Cleveland State is home to one of just twenty-eight NCAA Division I Fencing programs in the country – and Seeberg was the team captain in her sophomore season. Between studying and training, Seeberg also found time to intern as a GIS Technician at CSU’s Office of Facilities Management, providing data and mapping that helps keep our campus beautiful and green. When asked about a moment that she is most proud of, she reflected on her 2020 Bleed Green Athlete of the Year VESPY Award (CSU’s version of ESPN’s ESPY Award). The Bleed Green Award goes to the student-athlete who exhibits the most Viking pride on and off the field (called a piste for fencers). Recognizing the lack of interaction between sports teams, Seeberg and her teammate, Brodee Bocek, decided to make handcrafted signs in support of their fellow student-athletes from every sport. When asked what motivated her to do this she said: “We just [wanted] to do something to support each other.”

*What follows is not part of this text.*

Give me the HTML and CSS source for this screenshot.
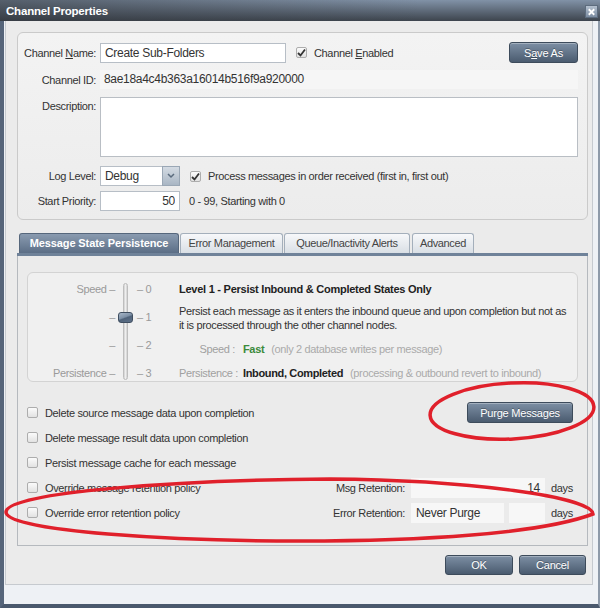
FILE: index.html
```html
<!DOCTYPE html>
<html lang="en">
<head>
    <meta charset="UTF-8">
    <title>Channel Properties</title>
    <link rel="stylesheet" href="styles.css">
</head>
<body>
    <div class="window">
        <div class="titlebar">
            <span class="title">Channel Properties</span>
            <span class="close-btn">
                <svg width="12" height="12" viewBox="0 0 12 12"><path d="M3 3 L9 9 M9 3 L3 9" stroke="#fff" stroke-width="2"/></svg>
            </span>
        </div>
        <div class="frame">
            <div class="dialog">
                <div class="panel general">
                    <div class="row row-name">
                        <span class="lbl">Channel <u>N</u>ame:</span>
                        <input type="text" class="field name-field" value="Create Sub-Folders">
                        <span class="check checked"><svg width="9" height="9" viewBox="0 0 9 9"><path d="M1 5 L3.5 7.5 L8 1.5" fill="none" stroke="#333" stroke-width="1.8"/></svg></span>
                        <span class="check-text">Channel <u>E</u>nabled</span>
                        <button class="btn save-btn">S<u>a</u>ve As</button>
                    </div>
                    <div class="row row-id">
                        <span class="lbl">Channel ID:</span>
                        <span class="id-value">8ae18a4c4b363a16014b516f9a920000</span>
                    </div>
                    <div class="row row-desc">
                        <span class="lbl">Description:</span>
                        <textarea class="desc-field"></textarea>
                    </div>
                    <div class="row row-log">
                        <span class="lbl">Log Level:</span>
                        <div class="select">
                            <span class="select-value">Debug</span>
                            <span class="select-arrow"><svg width="8" height="6" viewBox="0 0 8 6"><path d="M1 1 L4 4 L7 1" fill="none" stroke="#5a6b7e" stroke-width="1.5"/></svg></span>
                        </div>
                        <span class="check checked"><svg width="9" height="9" viewBox="0 0 9 9"><path d="M1 5 L3.5 7.5 L8 1.5" fill="none" stroke="#333" stroke-width="1.8"/></svg></span>
                        <span class="check-text">Process messages in order received (first in, first out)</span>
                    </div>
                    <div class="row row-priority">
                        <span class="lbl">Start Priority:</span>
                        <input type="text" class="field priority-field" value="50">
                        <span class="hint">0 - 99, Starting with 0</span>
                    </div>
                </div>

                <div class="tabs">
                    <span class="tab active tab-msp">Message State Persistence</span>
                    <span class="tab tab-err">Error Management</span>
                    <span class="tab tab-queue">Queue/Inactivity Alerts</span>
                    <span class="tab tab-adv">Advanced</span>
                </div>
                <div class="tab-content">
                    <div class="persist-box">
                        <div class="slider-left">
                            <span>Speed &ndash;</span>
                            <span>&ndash;</span>
                            <span>&ndash;</span>
                            <span>Persistence &ndash;</span>
                        </div>
                        <div class="slider-track">
                            <div class="track"></div>
                            <div class="thumb"></div>
                        </div>
                        <div class="slider-right">
                            <span>&ndash; 0</span>
                            <span>&ndash; 1</span>
                            <span>&ndash; 2</span>
                            <span>&ndash; 3</span>
                        </div>
                        <div class="level-info">
                            <div class="level-title">Level 1 - Persist Inbound &amp; Completed States Only</div>
                            <div class="level-desc">Persist each message as it enters the inbound queue and upon completion but not as it is processed through the other channel nodes.</div>
                            <div class="level-stat stat-speed">
                                <span class="stat-lbl">Speed :</span>
                                <span class="stat-fast">Fast</span>
                                <span class="stat-note">(only 2 database writes per message)</span>
                            </div>
                            <div class="level-stat">
                                <span class="stat-lbl">Persistence :</span>
                                <span class="stat-val">Inbound, Completed</span>
                                <span class="stat-note">(processing &amp; outbound revert to inbound)</span>
                            </div>
                        </div>
                    </div>

                    <div class="options">
                        <div class="opt-row">
                            <span class="check"></span>
                            <span class="check-text">Delete source message data upon completion</span>
                            <button class="btn purge-btn">Purge Messages</button>
                        </div>
                        <div class="opt-row">
                            <span class="check"></span>
                            <span class="check-text">Delete message result data upon completion</span>
                        </div>
                        <div class="opt-row">
                            <span class="check"></span>
                            <span class="check-text">Persist message cache for each message</span>
                        </div>
                        <div class="opt-row">
                            <span class="check"></span>
                            <span class="check-text">Override message retention policy</span>
                            <div class="retention">
                                <span class="ret-lbl">Msg Retention:</span>
                                <span class="ret-field ret-wide num">14</span>
                                <span class="days">days</span>
                            </div>
                        </div>
                        <div class="opt-row">
                            <span class="check"></span>
                            <span class="check-text">Override error retention policy</span>
                            <div class="retention">
                                <span class="ret-lbl">Error Retention:</span>
                                <span class="ret-field ret-mode">Never Purge</span>
                                <span class="ret-field ret-days"></span>
                                <span class="days">days</span>
                            </div>
                        </div>
                    </div>
                </div>

                <div class="footer">
                    <button class="btn ok-btn">OK</button>
                    <button class="btn cancel-btn">Cancel</button>
                </div>
            </div>
        </div>

        <!-- hand drawn red marks over the screenshot -->
        <svg class="marks" width="600" height="608" viewBox="0 0 600 608">
            <ellipse cx="512" cy="411" rx="82" ry="28" transform="rotate(-3 512 411)" fill="none" stroke="#e0202b" stroke-width="3.5"/>
            <path d="M330 479 C180 480 6 492 6 512 C6 532 180 541 300 541 C420 541 540 534 593 514 C592 497 470 480 330 479 Z" fill="none" stroke="#e0202b" stroke-width="3.5"/>
        </svg>
    </div>
</body>
</html>
```

FILE: styles.css
```css
body {
    margin: 0;
    font-family: "Liberation Sans", Arial, sans-serif;
    font-size: 11px;
    letter-spacing: -0.35px;
    color: #333;
    background: #fff;
}
.window {
    position: relative;
    width: 600px;
    height: 608px;
    display: flex;
    flex-direction: column;
}
.titlebar {
    height: 21px;
    flex: none;
    display: flex;
    align-items: center;
    justify-content: space-between;
    padding: 0 2px 0 6px;
    background: linear-gradient(to right, rgba(50, 54, 60, 0.55), rgba(50, 54, 60, 0) 70%),
                linear-gradient(#8192a7, #3d444d);
}
.title {
    color: #fff;
    font-weight: bold;
    font-size: 11.5px;
    letter-spacing: -0.2px;
}
.close-btn {
    width: 13px;
    height: 13px;
    display: flex;
    align-items: center;
    justify-content: center;
    background: linear-gradient(#b5c1cf, #7c8da2);
    border: 1px solid #5d6c7e;
    box-sizing: border-box;
    margin-top: 2px;
}
.frame {
    flex: 1;
    background: #eef1f5;
    border-left: 4px solid #56657a;
    border-right: 2px solid #8e9aa9;
    border-bottom: 4px solid #4a596d;
    padding: 0 5px 19px 1px;
    display: flex;
}
.dialog {
    flex: 1;
    background: #ebebeb;
    border: 1px solid #c6cacf;
    border-top: none;
    padding: 11px 4px 0 11px;
}

/* general panel */
.panel {
    border: 1px solid #cacaca;
    border-radius: 6px;
    background: linear-gradient(#f3f3f3, #ececec);
}
.general {
    height: 188px;
    box-sizing: border-box;
    padding: 9px 9px 0 0;
}
.row {
    display: flex;
    align-items: center;
}
.lbl {
    width: 78px;
    flex: none;
    text-align: right;
    margin-right: 4px;
}
.field {
    height: 20px;
    box-sizing: border-box;
    border: 1px solid #b7bec6;
    background: #fff;
    font-family: "Liberation Sans", Arial, sans-serif;
    font-size: 12px;
    letter-spacing: -0.3px;
    color: #333;
    padding: 0 4px;
    margin: 0;
}
.row-name { height: 21px; }
.name-field { width: 186px; }
.row-name .check { margin-left: 10px; }
.save-btn { margin-left: auto; width: 69px; height: 21px; }
.row-id { margin-top: 7px; height: 19px; }
.id-value {
    width: 478px;
    height: 19px;
    line-height: 19px;
    background: #f6f6f6;
    padding-left: 4px;
    box-sizing: border-box;
    font-size: 12px;
    letter-spacing: -0.3px;
}
.row-desc { margin-top: 8px; align-items: flex-start; }
.row-desc .lbl { margin-top: 3px; }
.desc-field {
    width: 478px;
    height: 60px;
    box-sizing: border-box;
    border: 1px solid #b9bec4;
    background: #fff;
    resize: none;
    margin: 0;
}
.row-log { margin-top: 9px; height: 20px; }
.select {
    display: flex;
    width: 80px;
    height: 20px;
}
.select-value {
    flex: 1;
    border: 1px solid #b7bec6;
    border-right: none;
    background: #fff;
    font-size: 12px;
    letter-spacing: -0.3px;
    line-height: 18px;
    padding-left: 4px;
}
.select-arrow {
    width: 16px;
    display: flex;
    align-items: center;
    justify-content: center;
    border: 1px solid #9aa7b5;
    background: linear-gradient(#d4dbe3, #a9b6c4);
}
.row-log .check { margin-left: 10px; }
.row-priority { margin-top: 5px; height: 20px; }
.priority-field { width: 80px; text-align: right; }
.hint { margin-left: 9px; }

.check {
    width: 11px;
    height: 11px;
    flex: none;
    box-sizing: border-box;
    border: 1px solid #adadad;
    border-radius: 2px;
    background: linear-gradient(#fbfbfb, #e2e2e2);
    display: flex;
    align-items: center;
    justify-content: center;
    margin-right: 7px;
}

/* buttons */
.btn {
    font-family: "Liberation Sans", Arial, sans-serif;
    font-size: 11px;
    letter-spacing: -0.2px;
    color: #fff;
    background: linear-gradient(#7d8fa4, #4a5b6f);
    border: 1px solid #3d4b5b;
    border-radius: 3px;
    box-shadow: inset 0 1px 0 rgba(255, 255, 255, 0.3);
    text-shadow: 0 -1px 0 rgba(0, 0, 0, 0.3);
    padding: 0;
    cursor: pointer;
}

/* tabs */
.tabs {
    margin-top: 13px;
    display: flex;
    align-items: flex-end;
    padding-left: 2px;
    border-bottom: 3px solid #6f8299;
    height: 20px;
}
.tab {
    height: 20px;
    box-sizing: border-box;
    line-height: 18px;
    text-align: center;
    border: 1px solid #a4afbb;
    border-bottom: none;
    border-radius: 3px 3px 0 0;
    background: linear-gradient(#f7f8fa, #d9dfe5);
    color: #444;
    margin-right: 1px;
}
.tab.active {
    background: linear-gradient(#8a9bb0, #5b6e86);
    border-color: #56677c;
    color: #fff;
    font-weight: bold;
    letter-spacing: -0.1px;
}
.tab-msp { width: 160px; }
.tab-err { width: 103px; }
.tab-queue { width: 126px; }
.tab-adv { width: 62px; margin-left: 1px; }

.tab-content {
    height: 290px;
    box-sizing: border-box;
    border: 1px solid #b5b9be;
    border-top: none;
    padding: 16px 9px 0 9px;
}
.persist-box {
    height: 110px;
    box-sizing: border-box;
    border: 1px solid #d3d3d3;
    border-radius: 6px;
    background: #f0f0f0;
    padding-top: 9px;
    display: flex;
}
.slider-left, .slider-right {
    display: flex;
    flex-direction: column;
    gap: 14px;
    color: #9a9a9a;
}
.slider-left span, .slider-right span {
    height: 14px;
    line-height: 14px;
}
.slider-left {
    width: 87px;
    text-align: right;
    padding-right: 2px;
}
.slider-track {
    position: relative;
    width: 17px;
    height: 98px;
}
.track {
    width: 5px;
    height: 97px;
    margin: 1px 0 0 6px;
    box-sizing: border-box;
    border: 1px solid #bdbdbd;
    border-radius: 3px;
    background: linear-gradient(to right, #cfcfcf, #eeeeee, #d0d0d0);
}
.thumb {
    position: absolute;
    left: 1px;
    top: 30px;
    width: 15px;
    height: 11px;
    box-sizing: border-box;
    border: 1px solid #3f4e60;
    border-radius: 3px;
    background: linear-gradient(160deg, #a9b8c9 0%, #7d90a6 45%, #4f6279 55%, #5f728a 100%);
}
.slider-right {
    width: 42px;
    padding-left: 3px;
}
.level-info {
    flex: 1;
}
.level-title {
    height: 14px;
    line-height: 14px;
    font-weight: bold;
    color: #222;
    letter-spacing: -0.25px;
}
.level-desc {
    margin-top: 8px;
    line-height: 14px;
    width: 388px;
}
.level-stat {
    display: flex;
    height: 14px;
    line-height: 14px;
    margin-top: 10px;
    white-space: nowrap;
}
.stat-lbl {
    width: 56px;
    text-align: right;
    color: #a0a0a0;
    margin-right: 8px;
}
.stat-fast { font-weight: bold; color: #3b8a3b; }
.stat-val { font-weight: bold; color: #222; }
.stat-note { color: #aaa; margin-left: 7px; }

.options {
    margin-top: 18px;
    padding-right: 5px;
}
.opt-row {
    height: 25px;
    display: flex;
    align-items: center;
}
.purge-btn {
    margin-left: auto;
    width: 106px;
    height: 21px;
}
.retention {
    margin-left: auto;
    display: flex;
    align-items: center;
}
.ret-lbl {
    width: 90px;
    text-align: right;
    margin-right: 6px;
}
.ret-field {
    height: 20px;
    line-height: 20px;
    background: #f7f7f7;
    box-sizing: border-box;
    padding: 0 5px;
    font-size: 12px;
    letter-spacing: -0.3px;
}
.ret-wide { width: 134px; }
.num { text-align: right; }
.ret-mode { width: 93px; }
.ret-days { width: 36px; margin-left: 5px; }
.days {
    width: 22px;
    margin-left: 6px;
}

.footer {
    margin-top: 9px;
    display: flex;
    justify-content: flex-end;
    gap: 6px;
    padding-right: 2px;
}
.ok-btn { width: 68px; height: 20px; }
.cancel-btn { width: 67px; height: 20px; }

.marks {
    position: absolute;
    left: 0;
    top: 0;
    pointer-events: none;
}
```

Despite her many demands, Seeberg spends her limited free time exploring the Cleveland food scene. Her favorite? The historic West Side Market in Ohio City. She credits this interest to her Floridian, foodie family where she also learned to compete with her three brothers. “We were always competing, even for food in the fridge. If you wanted something, you got it as soon as it came out of the grocery bag…And then if you wanted the same thing [as someone else] you had an hour-long discussion about it.” Seeberg’s brothers have played a significant role in her life. It was her older brother’s interest in fencing that drew her to the sport, and their sibling competitions that taught her the art of deliberation. Her time at Levin has also contributed to her personal development by encouraging her to have hard conversations where it is okay to disagree, and even to be wrong sometimes.
There is much to be said about Seeberg’s leadership, service, work ethic, and achievements. Even as a triple-major Valedictorian, Seeberg shies away from being boastful, choosing to be seen simply. “Looking at my resume,” she says, “I think a lot of people would probably think that I’m an overachiever. That I did too much; or, I’m a bit mad. Really, I’m just human and enjoy challenges.”

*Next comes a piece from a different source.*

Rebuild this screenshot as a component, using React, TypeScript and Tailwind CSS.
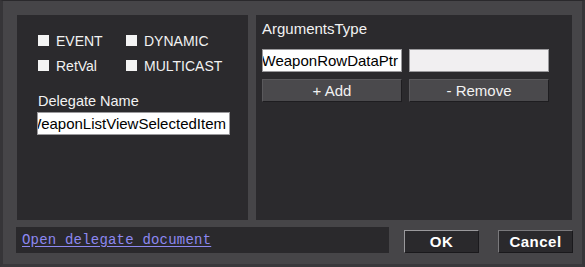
import React from 'react';

const sans = { fontFamily: '"Liberation Sans", Arial, sans-serif' };
const mono = { fontFamily: '"Liberation Mono", "Courier New", monospace' };

const Check: React.FC<{ label: string }> = ({ label }) => (
    <div className="flex items-center h-[25px]">
        <div className="w-[11px] h-[11px] bg-[#f4f4f4] mr-[7px]" />
        <span className="text-[14px] text-[#f2f2f2] leading-none">{label}</span>
    </div>
);

const TextField: React.FC<{ value: string; className?: string }> = ({ value, className = '' }) => (
    <div className={`h-[23px] bg-white border border-[#9a999c] flex justify-end items-center overflow-hidden whitespace-nowrap ${className}`}>
        <span className="text-[15px] text-black pr-[3px] leading-none">{value}</span>
    </div>
);

const PanelButton: React.FC<{ label: string }> = ({ label }) => (
    <button className="w-[140px] h-[23px] bg-[#4a494c] border border-t-[#5a595c] border-l-[#5a595c] border-r-[#1e1d20] border-b-[#1e1d20] text-[15px] text-[#f2f2f2] leading-none">
        {label}
    </button>
);

export default function App() {
    return (
        <div
            className="w-[585px] h-[267px] bg-[#464548] border-t border-t-[#2a292c] border-l-[3px] border-l-[#363538] border-r-[3px] border-r-[#363538] border-b-[3px] border-b-[#39383b] flex flex-col pt-[14px] pl-[14px]"
            style={sans}
        >
            <div className="flex gap-[8px]">
                {/* left panel */}
                <div className="w-[231px] h-[205px] bg-[#2b2a2d] pl-[21px] pt-[13px]">
                    <div className="grid grid-cols-[88px_1fr]">
                        <Check label="EVENT" />
                        <Check label="DYNAMIC" />
                        <Check label="RetVal" />
                        <Check label="MULTICAST" />
                    </div>
                    <div className="mt-[16px] text-[14.5px] text-[#f2f2f2] leading-none">Delegate Name</div>
                    <TextField value="OnWeaponListViewSelectedItem" className="mt-[3px] w-[193px] -ml-[1px]" />
                </div>

                {/* right panel */}
                <div className="w-[316px] h-[205px] bg-[#2b2a2d] pl-[6px] pt-[6px]">
                    <div className="text-[15px] text-[#f2f2f2] leading-none">ArgumentsType</div>
                    <div className="flex gap-[7px] mt-[13px]">
                        <TextField value="FWeaponRowDataPtr" className="w-[140px]" />
                        <div className="w-[140px] h-[23px] bg-[#f1eff1] border border-[#9a999c]" />
                    </div>
                    <div className="flex gap-[7px] mt-[7px]">
                        <PanelButton label="+ Add" />
                        <PanelButton label="- Remove" />
                    </div>
                </div>
            </div>

            {/* bottom bar */}
            <div className="flex items-start mt-[7px]">
                <div className="w-[373px] h-[26px] bg-[#2a292c] -ml-[1px] flex items-center pl-[6px]">
                    <a className="text-[14px] text-[#8d88f0] underline underline-offset-2 tracking-[0.2px]" style={mono}>
                        Open delegate document
                    </a>
                </div>
                <button className="ml-[15px] mt-[3px] w-[75px] h-[23px] bg-[#2a292c] border border-t-[#9a999c] border-l-[#9a999c] border-r-[#1a191c] border-b-[#1a191c] text-[15px] font-bold text-white tracking-[0.5px] leading-none">
                    OK
                </button>
                <button className="ml-[19px] mt-[3px] w-[75px] h-[23px] bg-[#2a292c] border border-t-[#7a797c] border-l-[#7a797c] border-r-[#1a191c] border-b-[#1a191c] text-[15px] font-bold text-white tracking-[0.5px] leading-none">
                    Cancel
                </button>
            </div>
        </div>
    );
}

Seeberg would like to thank her family for always supporting her; Ron Kilby, her first fencing coach, for helping her fall in love with the sport; and her friends, mentors, and CSU athletics family who taught her what strength, determination, and confidence look like.
Post-graduation, Seeberg will be working with Levin’s Energy Policy Center as a GIS intern over the summer. Post-internship, she hopes to remain in Cleveland and secure a full-time job that blends her interests in public affairs, environmental science, and GIS.